When you browse an on-demand library and select a show, your box sends a request upstream. The headend responds by streaming that specific program downstream to your box as a dedicated data stream. This is fundamentally different from live channels, which broadcast continuously to everyone whether anyone is watching or not. On-demand content is addressed specifically to your equipment, more like how streaming works over the internet.
This two-way capability is also how your cable modem works for internet service. Upstream data from your home, like web requests and email, travels on lower frequencies (typically 5 to 42 MHz in older systems, wider in newer ones), while downstream data occupies the higher frequencies alongside TV channels.
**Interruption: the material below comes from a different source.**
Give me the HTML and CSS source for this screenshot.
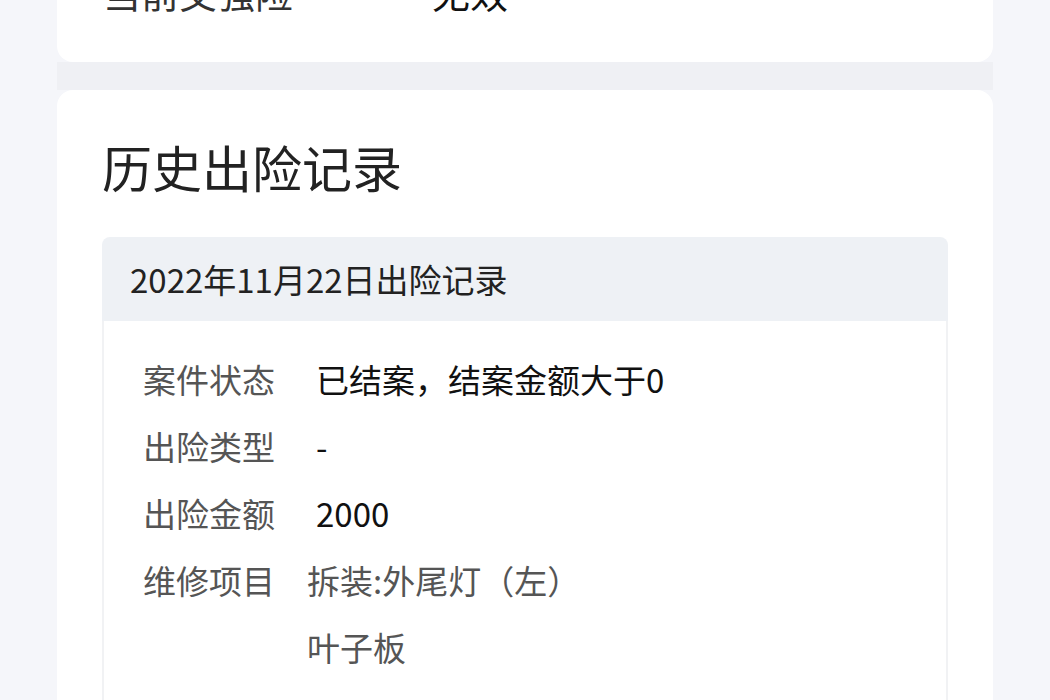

The cable modem at your home and a corresponding device at the headend coordinate this back-and-forth traffic constantly.
Why Cable Still Uses Coaxial Cable
Fiber optic lines are faster and lose less signal over distance, which raises an obvious question: why not run fiber all the way to every home? The answer is mostly economic. The coaxial cable already installed in tens of millions of homes and along countless streets still has enormous capacity. Rather than replacing it all, cable operators have invested in upgrading the electronics at each end of the coaxial segments.
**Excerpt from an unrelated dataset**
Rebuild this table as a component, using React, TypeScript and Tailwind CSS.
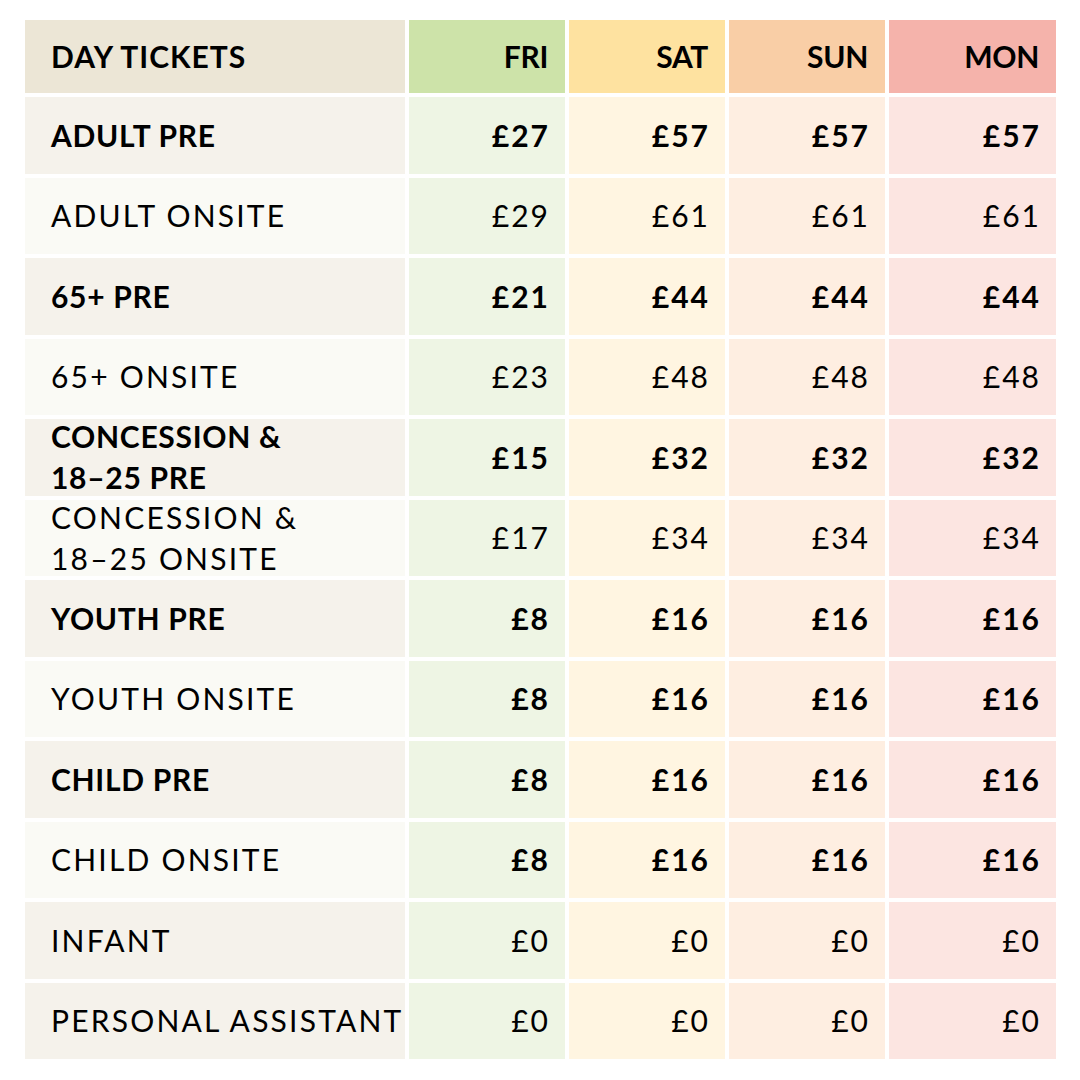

A technology called Remote PHY moves more of the signal processing out of the headend and into the neighborhood nodes, reducing the distance signals need to travel over coax. A single node using a 2×2 Remote PHY Device can behave like two virtual nodes, effectively doubling the capacity available to a neighborhood without digging up any streets. Combined with DOCSIS 4.0 and expanded spectrum, existing coaxial infrastructure can support speeds that rival pure fiber networks for years to come.